[Goal of the exercise] Pull every line containing "Write" out of the material below.

[Dataset]
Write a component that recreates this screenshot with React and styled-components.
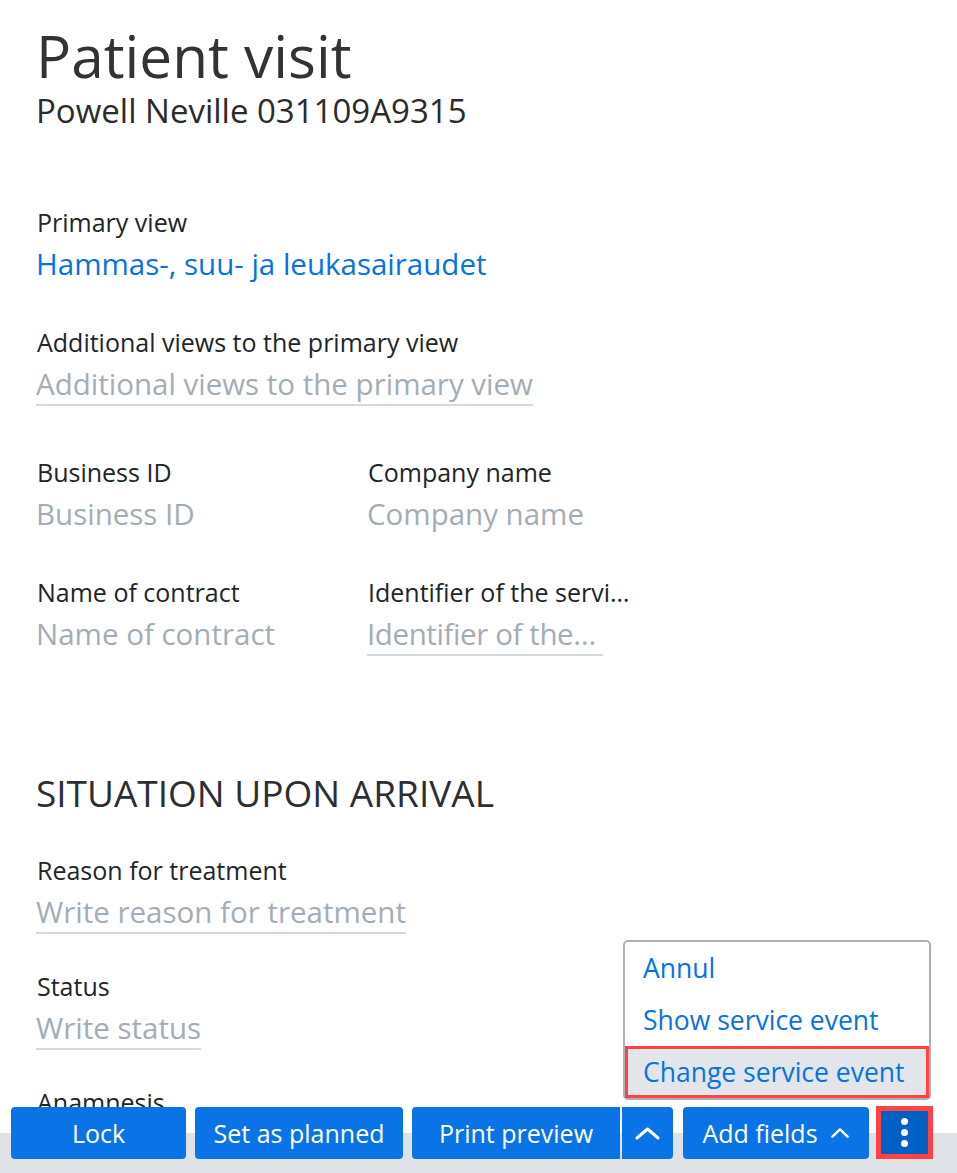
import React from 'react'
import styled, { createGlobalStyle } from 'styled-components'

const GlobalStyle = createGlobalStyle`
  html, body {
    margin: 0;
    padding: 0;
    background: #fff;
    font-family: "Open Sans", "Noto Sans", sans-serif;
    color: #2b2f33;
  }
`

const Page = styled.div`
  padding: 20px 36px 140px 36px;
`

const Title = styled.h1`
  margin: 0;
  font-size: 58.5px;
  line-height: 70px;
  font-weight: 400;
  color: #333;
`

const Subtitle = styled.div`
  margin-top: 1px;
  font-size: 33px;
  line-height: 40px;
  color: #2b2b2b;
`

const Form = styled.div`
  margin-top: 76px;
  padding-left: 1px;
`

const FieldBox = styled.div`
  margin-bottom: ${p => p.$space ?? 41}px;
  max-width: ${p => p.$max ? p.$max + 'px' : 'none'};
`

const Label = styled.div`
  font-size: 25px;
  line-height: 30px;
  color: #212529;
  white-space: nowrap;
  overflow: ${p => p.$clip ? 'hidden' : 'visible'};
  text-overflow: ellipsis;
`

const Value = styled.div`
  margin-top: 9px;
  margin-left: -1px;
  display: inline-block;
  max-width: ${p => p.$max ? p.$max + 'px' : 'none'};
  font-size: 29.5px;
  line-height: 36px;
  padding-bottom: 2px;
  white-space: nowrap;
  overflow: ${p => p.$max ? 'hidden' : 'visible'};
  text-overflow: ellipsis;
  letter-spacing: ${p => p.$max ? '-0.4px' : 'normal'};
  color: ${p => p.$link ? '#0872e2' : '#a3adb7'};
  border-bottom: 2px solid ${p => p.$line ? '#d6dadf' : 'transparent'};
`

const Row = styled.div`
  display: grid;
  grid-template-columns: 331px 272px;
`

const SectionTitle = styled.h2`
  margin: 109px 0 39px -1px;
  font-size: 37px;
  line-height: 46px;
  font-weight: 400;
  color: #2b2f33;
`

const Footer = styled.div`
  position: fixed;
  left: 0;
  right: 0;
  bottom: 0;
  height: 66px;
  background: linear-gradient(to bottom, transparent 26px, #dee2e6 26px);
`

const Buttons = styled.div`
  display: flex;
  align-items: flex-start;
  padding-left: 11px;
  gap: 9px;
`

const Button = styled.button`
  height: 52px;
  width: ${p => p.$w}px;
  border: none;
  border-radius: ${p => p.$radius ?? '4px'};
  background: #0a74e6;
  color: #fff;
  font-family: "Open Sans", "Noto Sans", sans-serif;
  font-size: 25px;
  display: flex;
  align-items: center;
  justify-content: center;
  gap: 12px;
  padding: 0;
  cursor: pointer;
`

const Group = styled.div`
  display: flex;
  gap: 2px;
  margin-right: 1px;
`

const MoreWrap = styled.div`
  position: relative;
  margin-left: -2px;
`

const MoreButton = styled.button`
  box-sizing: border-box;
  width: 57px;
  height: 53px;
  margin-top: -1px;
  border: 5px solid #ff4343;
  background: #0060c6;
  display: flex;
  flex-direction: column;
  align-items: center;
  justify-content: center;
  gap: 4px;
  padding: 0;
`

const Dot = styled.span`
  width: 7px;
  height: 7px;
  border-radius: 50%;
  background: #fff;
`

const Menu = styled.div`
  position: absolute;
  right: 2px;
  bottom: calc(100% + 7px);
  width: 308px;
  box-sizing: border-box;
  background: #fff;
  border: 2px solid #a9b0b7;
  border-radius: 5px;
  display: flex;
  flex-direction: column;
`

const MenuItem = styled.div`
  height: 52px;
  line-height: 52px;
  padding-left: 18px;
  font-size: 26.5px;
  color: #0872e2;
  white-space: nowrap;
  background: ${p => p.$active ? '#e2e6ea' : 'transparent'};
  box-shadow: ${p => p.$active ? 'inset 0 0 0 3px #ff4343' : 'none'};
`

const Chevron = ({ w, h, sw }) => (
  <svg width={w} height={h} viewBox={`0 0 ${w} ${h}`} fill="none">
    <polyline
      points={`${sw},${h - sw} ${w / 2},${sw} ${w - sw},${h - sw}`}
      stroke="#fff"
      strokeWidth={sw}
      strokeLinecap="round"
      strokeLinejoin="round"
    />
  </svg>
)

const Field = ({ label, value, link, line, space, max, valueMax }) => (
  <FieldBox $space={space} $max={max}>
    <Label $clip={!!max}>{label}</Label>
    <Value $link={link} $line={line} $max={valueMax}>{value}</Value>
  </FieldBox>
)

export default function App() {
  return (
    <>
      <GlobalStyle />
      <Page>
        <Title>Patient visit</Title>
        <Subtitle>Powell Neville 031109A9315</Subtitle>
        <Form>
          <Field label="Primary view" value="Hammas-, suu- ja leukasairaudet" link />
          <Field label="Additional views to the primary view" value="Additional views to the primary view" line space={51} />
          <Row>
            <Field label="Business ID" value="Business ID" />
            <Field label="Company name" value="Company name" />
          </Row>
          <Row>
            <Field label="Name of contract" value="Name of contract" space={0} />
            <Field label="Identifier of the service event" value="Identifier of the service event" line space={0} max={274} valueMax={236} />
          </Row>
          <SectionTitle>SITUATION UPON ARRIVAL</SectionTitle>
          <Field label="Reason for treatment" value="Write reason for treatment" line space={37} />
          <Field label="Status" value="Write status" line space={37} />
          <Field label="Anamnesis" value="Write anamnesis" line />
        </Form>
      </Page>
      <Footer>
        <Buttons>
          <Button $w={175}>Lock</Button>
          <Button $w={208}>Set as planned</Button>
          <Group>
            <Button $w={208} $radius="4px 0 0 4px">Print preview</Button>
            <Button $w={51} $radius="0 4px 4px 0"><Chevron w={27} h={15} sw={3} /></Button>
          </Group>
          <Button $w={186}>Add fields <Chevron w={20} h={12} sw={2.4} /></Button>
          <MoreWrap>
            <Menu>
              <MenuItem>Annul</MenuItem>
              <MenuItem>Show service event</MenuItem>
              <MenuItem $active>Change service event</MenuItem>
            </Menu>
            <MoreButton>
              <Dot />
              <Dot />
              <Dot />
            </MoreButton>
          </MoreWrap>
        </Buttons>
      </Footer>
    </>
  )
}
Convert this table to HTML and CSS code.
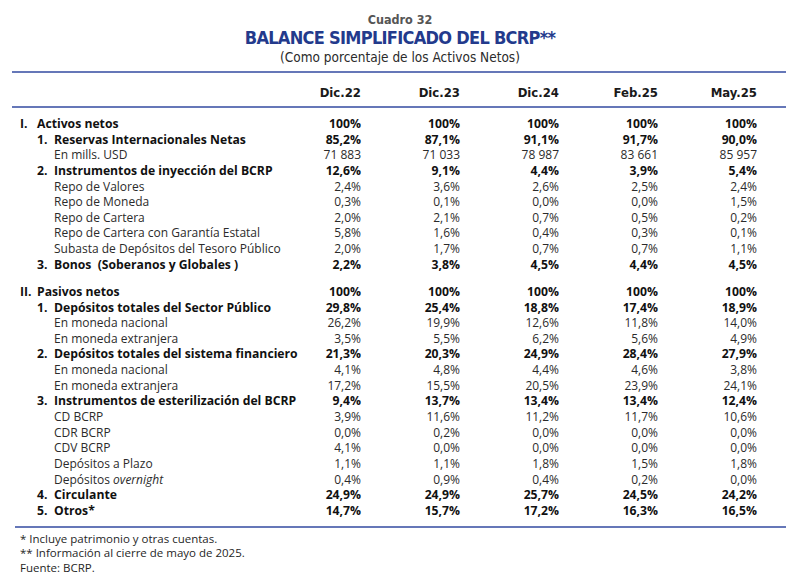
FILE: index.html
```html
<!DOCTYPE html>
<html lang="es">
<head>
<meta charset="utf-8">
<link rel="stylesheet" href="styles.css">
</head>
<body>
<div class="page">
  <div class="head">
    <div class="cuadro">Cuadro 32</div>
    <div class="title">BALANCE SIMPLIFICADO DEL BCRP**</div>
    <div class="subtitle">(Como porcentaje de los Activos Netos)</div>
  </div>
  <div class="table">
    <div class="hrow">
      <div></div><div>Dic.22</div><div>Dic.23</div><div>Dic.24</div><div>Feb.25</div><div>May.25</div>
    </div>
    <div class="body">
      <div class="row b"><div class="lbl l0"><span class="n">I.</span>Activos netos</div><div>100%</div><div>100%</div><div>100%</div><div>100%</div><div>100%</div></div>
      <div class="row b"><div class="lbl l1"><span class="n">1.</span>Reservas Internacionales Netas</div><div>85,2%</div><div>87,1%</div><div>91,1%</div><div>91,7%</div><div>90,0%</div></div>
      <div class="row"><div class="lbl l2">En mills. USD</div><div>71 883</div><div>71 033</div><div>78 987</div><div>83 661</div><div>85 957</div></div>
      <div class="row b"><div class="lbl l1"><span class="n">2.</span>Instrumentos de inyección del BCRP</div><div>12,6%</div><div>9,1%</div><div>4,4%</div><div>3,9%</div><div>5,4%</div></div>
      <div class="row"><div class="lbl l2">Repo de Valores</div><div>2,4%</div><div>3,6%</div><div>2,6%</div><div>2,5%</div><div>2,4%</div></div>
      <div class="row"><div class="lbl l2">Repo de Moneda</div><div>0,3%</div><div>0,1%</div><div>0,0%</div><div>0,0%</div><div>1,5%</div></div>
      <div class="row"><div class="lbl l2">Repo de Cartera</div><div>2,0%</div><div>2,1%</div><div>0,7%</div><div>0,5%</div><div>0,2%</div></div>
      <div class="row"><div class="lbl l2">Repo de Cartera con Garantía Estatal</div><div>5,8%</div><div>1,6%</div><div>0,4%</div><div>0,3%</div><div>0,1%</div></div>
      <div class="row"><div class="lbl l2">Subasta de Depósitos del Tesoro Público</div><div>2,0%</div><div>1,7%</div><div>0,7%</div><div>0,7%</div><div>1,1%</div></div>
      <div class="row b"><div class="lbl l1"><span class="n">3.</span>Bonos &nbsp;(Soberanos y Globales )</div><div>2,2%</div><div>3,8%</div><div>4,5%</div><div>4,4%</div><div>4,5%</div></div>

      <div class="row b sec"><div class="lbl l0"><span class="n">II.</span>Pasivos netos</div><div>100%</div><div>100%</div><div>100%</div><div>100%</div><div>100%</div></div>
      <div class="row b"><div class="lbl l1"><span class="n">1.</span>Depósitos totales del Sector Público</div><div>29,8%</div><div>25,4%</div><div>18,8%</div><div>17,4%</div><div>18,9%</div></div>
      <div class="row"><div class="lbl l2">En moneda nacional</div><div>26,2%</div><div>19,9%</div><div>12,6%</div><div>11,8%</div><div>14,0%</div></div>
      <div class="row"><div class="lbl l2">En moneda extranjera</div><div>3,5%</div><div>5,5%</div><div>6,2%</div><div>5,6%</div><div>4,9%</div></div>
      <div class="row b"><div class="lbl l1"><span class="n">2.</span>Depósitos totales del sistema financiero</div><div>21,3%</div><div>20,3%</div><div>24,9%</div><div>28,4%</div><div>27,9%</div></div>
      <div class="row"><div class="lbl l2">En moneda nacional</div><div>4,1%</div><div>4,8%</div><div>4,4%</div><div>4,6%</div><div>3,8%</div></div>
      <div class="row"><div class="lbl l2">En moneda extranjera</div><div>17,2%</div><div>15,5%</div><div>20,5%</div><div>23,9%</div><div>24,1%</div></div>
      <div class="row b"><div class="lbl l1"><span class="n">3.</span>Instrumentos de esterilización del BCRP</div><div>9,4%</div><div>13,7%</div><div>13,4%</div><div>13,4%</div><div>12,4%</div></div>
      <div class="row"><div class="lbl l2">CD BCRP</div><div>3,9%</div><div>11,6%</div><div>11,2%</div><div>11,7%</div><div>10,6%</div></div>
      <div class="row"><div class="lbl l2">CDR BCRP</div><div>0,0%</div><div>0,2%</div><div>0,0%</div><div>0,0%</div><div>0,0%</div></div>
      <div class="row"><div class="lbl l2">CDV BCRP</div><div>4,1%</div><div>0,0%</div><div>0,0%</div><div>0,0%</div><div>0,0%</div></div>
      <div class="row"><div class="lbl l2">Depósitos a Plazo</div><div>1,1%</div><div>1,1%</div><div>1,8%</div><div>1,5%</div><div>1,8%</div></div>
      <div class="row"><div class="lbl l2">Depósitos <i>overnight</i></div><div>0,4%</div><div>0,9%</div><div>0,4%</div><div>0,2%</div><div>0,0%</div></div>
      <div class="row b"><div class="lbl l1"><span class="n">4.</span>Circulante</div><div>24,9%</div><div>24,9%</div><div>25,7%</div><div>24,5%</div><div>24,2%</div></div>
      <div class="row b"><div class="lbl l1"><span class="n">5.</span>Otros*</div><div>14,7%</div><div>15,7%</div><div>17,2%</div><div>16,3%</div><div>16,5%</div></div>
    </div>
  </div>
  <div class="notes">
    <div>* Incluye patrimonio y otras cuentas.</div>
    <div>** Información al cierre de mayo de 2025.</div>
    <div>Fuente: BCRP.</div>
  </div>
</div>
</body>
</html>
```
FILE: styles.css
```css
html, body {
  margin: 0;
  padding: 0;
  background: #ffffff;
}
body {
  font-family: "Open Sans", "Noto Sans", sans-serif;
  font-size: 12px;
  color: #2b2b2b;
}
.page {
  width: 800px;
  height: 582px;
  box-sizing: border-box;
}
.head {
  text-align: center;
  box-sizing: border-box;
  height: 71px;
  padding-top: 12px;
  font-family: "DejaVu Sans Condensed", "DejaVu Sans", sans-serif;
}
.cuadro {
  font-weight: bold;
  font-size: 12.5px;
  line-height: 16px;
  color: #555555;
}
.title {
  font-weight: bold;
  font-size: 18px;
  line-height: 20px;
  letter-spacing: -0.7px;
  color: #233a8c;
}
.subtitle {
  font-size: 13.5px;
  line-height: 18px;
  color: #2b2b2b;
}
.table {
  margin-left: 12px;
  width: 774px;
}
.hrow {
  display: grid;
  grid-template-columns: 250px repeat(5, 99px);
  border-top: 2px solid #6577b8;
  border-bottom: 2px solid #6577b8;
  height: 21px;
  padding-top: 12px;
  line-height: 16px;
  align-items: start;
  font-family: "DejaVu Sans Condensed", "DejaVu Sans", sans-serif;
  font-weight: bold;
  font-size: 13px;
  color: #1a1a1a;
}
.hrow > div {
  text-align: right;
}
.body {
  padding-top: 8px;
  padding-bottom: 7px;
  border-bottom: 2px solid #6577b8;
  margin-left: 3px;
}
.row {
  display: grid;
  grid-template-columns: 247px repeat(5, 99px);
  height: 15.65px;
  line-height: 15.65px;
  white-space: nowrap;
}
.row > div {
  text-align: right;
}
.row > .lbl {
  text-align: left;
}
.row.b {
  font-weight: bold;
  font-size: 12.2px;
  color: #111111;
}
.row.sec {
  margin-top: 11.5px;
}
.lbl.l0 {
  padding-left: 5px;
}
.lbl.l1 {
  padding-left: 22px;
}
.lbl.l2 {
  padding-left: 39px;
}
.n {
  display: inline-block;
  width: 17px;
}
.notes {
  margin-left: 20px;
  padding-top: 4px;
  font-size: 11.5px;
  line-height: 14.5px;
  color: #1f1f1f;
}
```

[In response]
Write a component that recreates this screenshot with React and styled-components.
          <Field label="Reason for treatment" value="Write reason for treatment" line space={37} />
          <Field label="Status" value="Write status" line space={37} />
          <Field label="Anamnesis" value="Write anamnesis" line />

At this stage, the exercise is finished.